Voici ce qu'on dit : "L'empereur sait qu'il règne sur une nation qui n'est attachée aux lois qu´autant qu'elles font son bonheur. - Y a-t-il entre le Chinois et l'Européen quelque différence sur ce point ? - L'empereur sait que s'il se livrait à la tyrannie, il s'exposerait à tomber du trône. - Est-ce que les histoires anciennes et modernes n'offrent pas des exemples de ce juste et terrible châtiment ? Qu'ont ils produit ? Dira-t-on que le Chinois souffre l'oppression plus impatiemment que l'Anglais ou le Français, ou que la Chine n'a été, n'est, et ne sera jamais gouvernée que par des monarques accomplis ?
Ô révérence des temps passés et des contrées éloignées, combien tu nous fais dire de sottises ! La clémence, la fermeté, l'application, les lumières, l'amour des peuples, la justice sont des qualités que la nature n'accorde, même séparées, qu'à des hommes rares ; et il n'en est presque aucun en qui elles ne soient malheureusement plus ou moins affaiblies par la dangereuse jouissance du pouvoir suprême. La Chine seule aura donc échappé à cette malédiction qui a commencé avec toutes les autres sociétés, et qui durera autant qu´elles.
Assurément.
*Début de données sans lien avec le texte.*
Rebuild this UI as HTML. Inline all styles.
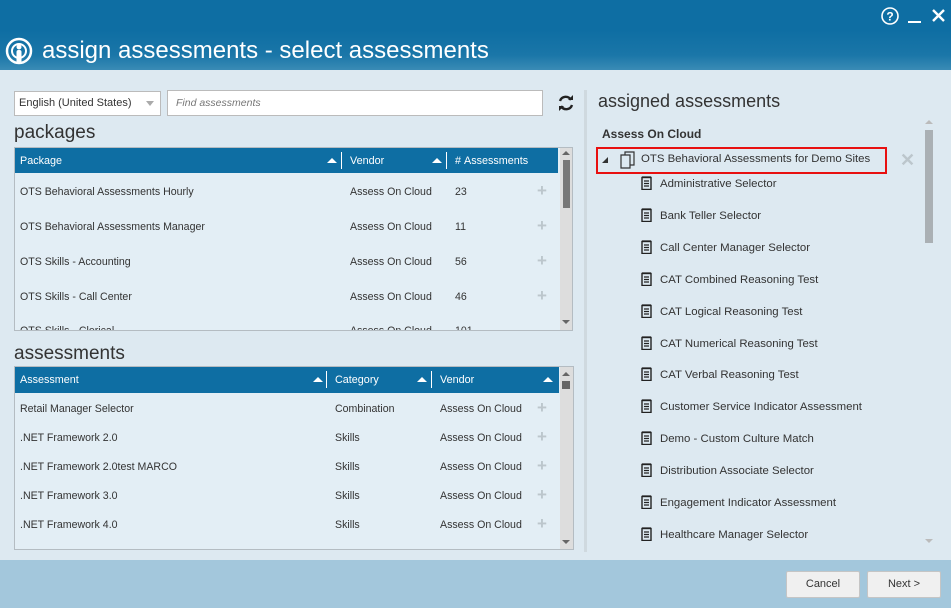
<!DOCTYPE html>
<html><head><meta charset="utf-8"><style>
*{box-sizing:border-box;margin:0;padding:0}
body{width:951px;height:608px;overflow:hidden;font-family:"Liberation Sans",sans-serif;background:#dde9f1;position:relative;font-size:11px;color:#333}
.abs{position:absolute}
#top{left:0;top:0;width:951px;height:70px;background:linear-gradient(#0e6ea3 0,#0e6ea3 30px,#1a76a8 55px,#3a8bb5 70px)}
.title{left:42px;top:37px;color:#fff;font-size:24px;white-space:nowrap}
.h2{font-size:19px;color:#333;white-space:nowrap}
.tbl{border:1px solid #b4bcc2;background:rgba(230,240,246,.7)}
.th{background:#0e6ea3;color:#fff;height:25px;position:absolute;top:0;font-size:10.8px}
.th span{position:absolute;top:7px}
.tri{position:absolute;top:10px;width:0;height:0;border-left:5px solid transparent;border-right:5px solid transparent;border-bottom:5px solid #fff}
.sep{position:absolute;top:4px;width:1px;height:17px;background:#fff}
.cell{position:absolute;white-space:nowrap;font-size:10.6px;color:#333}
.plus{position:absolute;color:#bcc6cc;font-size:17px;font-weight:bold}
.sb{position:absolute;background:#ddd}
.item{position:absolute;left:660px;white-space:nowrap;font-size:11.4px;color:#333}
.ic{position:absolute;left:-19px;top:-2px}
.btn{position:absolute;top:571px;height:27px;background:#f0f0f0;border:1px solid #c5c5c5;border-radius:2px;font-size:11px;text-align:center;line-height:25px;color:#333}
</style></head><body>
<div id="top" class="abs"></div>
<svg class="abs" style="left:4px;top:36px" width="30" height="30" viewBox="0 0 30 30"><circle cx="15" cy="15" r="12" fill="none" stroke="#fff" stroke-width="2.5"/><circle cx="15" cy="15" r="7" fill="none" stroke="#fff" stroke-width="2"/><circle cx="15" cy="11" r="2.5" fill="#fff"/><rect x="12.5" y="14" width="5" height="13" rx="2" fill="#fff"/></svg>
<div class="abs title">assign assessments - select assessments</div>
<svg class="abs" style="left:880px;top:6px" width="66" height="20"><circle cx="10" cy="10" r="8" fill="none" stroke="#fff" stroke-width="1.6"/><text x="10" y="14.5" font-size="12" font-weight="bold" fill="#fff" text-anchor="middle" font-family="Liberation Sans">?</text><rect x="28" y="15" width="13" height="2" fill="#fff"/><path d="M53 4L64 15M64 4L53 15" stroke="#fff" stroke-width="2.4"/></svg>

<div class="abs" style="left:14px;top:91px;width:147px;height:25px;background:#fff;border:1px solid #bbb"></div>
<div class="abs cell" style="left:19px;top:97px;font-size:11px">English (United States)</div>
<div class="abs" style="left:146px;top:101px;border-left:4px solid transparent;border-right:4px solid transparent;border-top:5px solid #aaa"></div>
<div class="abs" style="left:167px;top:90px;width:376px;height:26px;background:#fff;border:1px solid #bbb"></div>
<div class="abs cell" style="left:176px;top:97px;font-style:italic;color:#777;font-size:10.5px">Find assessments</div>
<svg class="abs" style="left:556px;top:93px" width="20" height="20" viewBox="0 0 20 20"><path d="M15 7A6 6 0 0 0 4 8M5 13A6 6 0 0 0 16 12" fill="none" stroke="#222" stroke-width="2.4"/><path d="M12 7h5V2z M8 13H3v5z" fill="#222"/></svg>

<div class="abs h2" style="left:14px;top:122px">packages</div>
<div class="abs tbl" style="left:14px;top:147px;width:559px;height:184px"></div>
<div class="th" style="left:15px;top:148px;width:543px">
<span style="left:5px">Package</span><div class="tri" style="left:312px"></div><div class="sep" style="left:326px"></div>
<span style="left:335px">Vendor</span><div class="tri" style="left:417px"></div><div class="sep" style="left:431px"></div>
<span style="left:440px">#&nbsp;Assessments</span></div>
<div class="sb" style="left:560px;top:148px;width:12px;height:182px"></div>
<div class="abs" style="left:563px;top:160px;width:7px;height:48px;background:#777"></div>
<div class="abs" style="left:562px;top:151px;border-left:4px solid transparent;border-right:4px solid transparent;border-bottom:4px solid #666"></div>
<div class="abs" style="left:562px;top:320px;border-left:4px solid transparent;border-right:4px solid transparent;border-top:4px solid #666"></div>
<div class="cell" style="left:20px;top:186px">OTS Behavioral Assessments Hourly</div><div class="cell" style="left:350px;top:186px">Assess On Cloud</div><div class="cell" style="left:455px;top:186px">23</div><div class="plus" style="left:537px;top:181px">+</div>
<div class="cell" style="left:20px;top:221px">OTS Behavioral Assessments Manager</div><div class="cell" style="left:350px;top:221px">Assess On Cloud</div><div class="cell" style="left:455px;top:221px">11</div><div class="plus" style="left:537px;top:216px">+</div>
<div class="cell" style="left:20px;top:256px">OTS Skills - Accounting</div><div class="cell" style="left:350px;top:256px">Assess On Cloud</div><div class="cell" style="left:455px;top:256px">56</div><div class="plus" style="left:537px;top:251px">+</div>
<div class="cell" style="left:20px;top:291px">OTS Skills - Call Center</div><div class="cell" style="left:350px;top:291px">Assess On Cloud</div><div class="cell" style="left:455px;top:291px">46</div><div class="plus" style="left:537px;top:286px">+</div>
<div class="abs" style="left:15px;top:326px;width:544px;height:4px;overflow:hidden"><div class="cell" style="left:5px;top:-1px">OTS Skills - Clerical</div><div class="cell" style="left:335px;top:-1px">Assess On Cloud</div><div class="cell" style="left:440px;top:-1px">101</div></div>

<div class="abs h2" style="left:14px;top:343px">assessments</div>
<div class="abs tbl" style="left:14px;top:366px;width:560px;height:184px"></div>
<div class="th" style="left:15px;top:367px;width:544px;height:26px">
<span style="left:5px">Assessment</span><div class="tri" style="left:298px"></div><div class="sep" style="left:311px"></div>
<span style="left:320px">Category</span><div class="tri" style="left:402px"></div><div class="sep" style="left:416px"></div>
<span style="left:425px">Vendor</span><div class="tri" style="left:528px"></div></div>
<div class="sb" style="left:560px;top:367px;width:13px;height:182px"></div>
<div class="abs" style="left:562px;top:381px;width:8px;height:8px;background:#666"></div>
<div class="abs" style="left:562px;top:372px;border-left:4px solid transparent;border-right:4px solid transparent;border-bottom:4px solid #666"></div>
<div class="abs" style="left:562px;top:540px;border-left:4px solid transparent;border-right:4px solid transparent;border-top:4px solid #666"></div>
<div class="cell" style="left:20px;top:403px">Retail Manager Selector</div><div class="cell" style="left:335px;top:403px">Combination</div><div class="cell" style="left:440px;top:403px">Assess On Cloud</div><div class="plus" style="left:537px;top:398px">+</div>
<div class="cell" style="left:20px;top:432px">.NET Framework 2.0</div><div class="cell" style="left:335px;top:432px">Skills</div><div class="cell" style="left:440px;top:432px">Assess On Cloud</div><div class="plus" style="left:537px;top:427px">+</div>
<div class="cell" style="left:20px;top:461px">.NET Framework 2.0test MARCO</div><div class="cell" style="left:335px;top:461px">Skills</div><div class="cell" style="left:440px;top:461px">Assess On Cloud</div><div class="plus" style="left:537px;top:456px">+</div>
<div class="cell" style="left:20px;top:490px">.NET Framework 3.0</div><div class="cell" style="left:335px;top:490px">Skills</div><div class="cell" style="left:440px;top:490px">Assess On Cloud</div><div class="plus" style="left:537px;top:485px">+</div>
<div class="cell" style="left:20px;top:519px">.NET Framework 4.0</div><div class="cell" style="left:335px;top:519px">Skills</div><div class="cell" style="left:440px;top:519px">Assess On Cloud</div><div class="plus" style="left:537px;top:514px">+</div>

<div class="abs" style="left:584px;top:90px;width:3px;height:462px;background:#cfd9df"></div>
<div class="abs h2" style="left:598px;top:91px;font-size:18px">assigned assessments</div>
<div class="abs" style="left:602px;top:127px;font-weight:bold;font-size:12px">Assess On Cloud</div>
<div class="abs" style="left:596px;top:147px;width:291px;height:27px;border:2px solid #e81010"></div>
<div class="abs" style="left:602px;top:157px;border-left:6px solid transparent;border-bottom:6px solid #333"></div>
<svg class="abs" style="left:620px;top:151px" width="16" height="18" viewBox="0 0 16 18"><path d="M1 4h9v13H1z M5 4V1h9v13h-4" fill="none" stroke="#333" stroke-width="1.2"/></svg>
<div class="cell" style="left:641px;top:153px;font-size:11.4px">OTS Behavioral Assessments for Demo Sites</div>
<div class="abs" style="left:900px;top:150px;font-size:18px;font-weight:bold;color:#bcc6cc">✕</div>
<div class="abs" style="left:925px;top:130px;width:8px;height:113px;background:#aab0b4"></div>
<div class="abs" style="left:925px;top:120px;border-left:4px solid transparent;border-right:4px solid transparent;border-bottom:4px solid #bbb"></div>
<div class="abs" style="left:925px;top:539px;border-left:4px solid transparent;border-right:4px solid transparent;border-top:4px solid #bbb"></div>

<div id="items"></div>
<script>
var n=["Administrative Selector","Bank Teller Selector","Call Center Manager Selector","CAT Combined Reasoning Test","CAT Logical Reasoning Test","CAT Numerical Reasoning Test","CAT Verbal Reasoning Test","Customer Service Indicator Assessment","Demo - Custom Culture Match","Distribution Associate Selector","Engagement Indicator Assessment","Healthcare Manager Selector"];
var h="";n.forEach(function(t,i){var y=178+i*31.9;h+='<div class="item" style="top:'+y+'px"><svg class="ic" width="11" height="14" viewBox="0 0 11 14"><rect x="1" y="1.5" width="9" height="12" fill="none" stroke="#222" stroke-width="1.4"/><path d="M1 1h9M3 5h5M3 7.5h5M3 10h5" stroke="#222" stroke-width="1.2"/></svg>'+t+'</div>';});
document.getElementById("items").innerHTML=h;
</script>

<div class="abs" style="left:0;top:560px;width:951px;height:48px;background:#a3c7dc"></div>
<div class="btn" style="left:786px;width:74px">Cancel</div>
<div class="btn" style="left:867px;width:74px">Next &gt;</div>
</body></html>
Car il y a à côté du trône un tribunal toujours subsistant, qui tient un compte fidèle et rigoureux des actions de l'empereur. - Et ce tribunal n'existe-t-il pas dans toutes les contrées ? Les souverains l'ignorent-ils ? le redoutent-ils ? le respectent-ils ? La différence de notre tribunal à celui de la Chine, c'est que le nôtre, composé de la masse entière de la nation, est incorruptible, et que le tribunal chinois n'est composé que d'un petit nombre de lettrés. Ô l'heureuse contrée que la Chine ! Ô la contrée unique, où l'historiographe du prince n'est ni pusillanime, ni rampant, ni accessible à la séduction, et où le prince, qui peut faire couper .la tête ou la main à son historiographe, pâlit d'effroi, lorsque celui-ci prend la plume ! Il n'y eut jamais que les bons rois qui craignissent le jugement de leurs contemporains et le blâme de la postérité.
Aussi, les souverains de la Chine sont-ils bons, justes, fermes, éclairés. - Tous, sans exception ? Il en est, je crois, du palais impérial de la Chine comme du palais du souverain de toutes les autres contrées. Il est un, au milieu de la multitude innombrable des habitations des sujets : c'est-à-dire que pour une fois qu'il arrive au génie et à la vertu de tomber du ciel sur la demeure du maître, cent mille fois ils doivent tomber à côté. Mais cette loi de la nature n'a peut-être pas lieu à la Chine comme en Europe, où nous serions trop heureux si, après dix mauvais successeurs d'un bon roi, il en naissait un qui lui ressemblât.
Mais l'autorité souveraine est limitée à la Chine. - Où ne l'est-elle pas ? Comment, par qui est-elle limitée à la Chine ? Si la barrière qui protège le peuple n'est pas hérissée de lances, d'épées, de baïonnettes dirigées vers la poitrine ou la tête sacrée de l'empereur père et despote, nous craindrons, mal à propos peut-être, mais nous craindrons que cette barrière ne soit à la Chine qu'une grande toile d'araignée sur laquelle on aurait peint l'image de la justice et de la liberté, mais au travers de laquelle l'homme qui a de bons yeux aperçoit la tête hideuse du despote. Y a-t-il eu un grand nombre de tyrans déposés, emprisonnés, jugés, mis à mort ? Voit-on sur la plaie publique un échafaud sans cesse dégouttant du sang des souverains ? Pourquoi cela n'est-il pas ? Pourquoi ? - C'est que la Chine est revenue par une suite de révolutions à l'état dont les autres contrées se sont éloignées, au gouvernement patriarcal. - Nous en demandons pardon à nos adversaires : mais le gouvernement patriarcal d'une contrée immense, d'une famille de deux cents millions d'individus, nous paraît une idée presque aussi creuse que celle d'une république de la moitié du monde connu. Le gouvernement républicain suppose une contrée assez étroite pour le prompt et facile concert des volontés ; le gouvernement patriarcal, un petit peuple nomade renfermé sous des tentes. La notion du gouvernement patriarcal de la Chine est une espèce de rêverie qui ferait sourire l´empereur et ses mandarins.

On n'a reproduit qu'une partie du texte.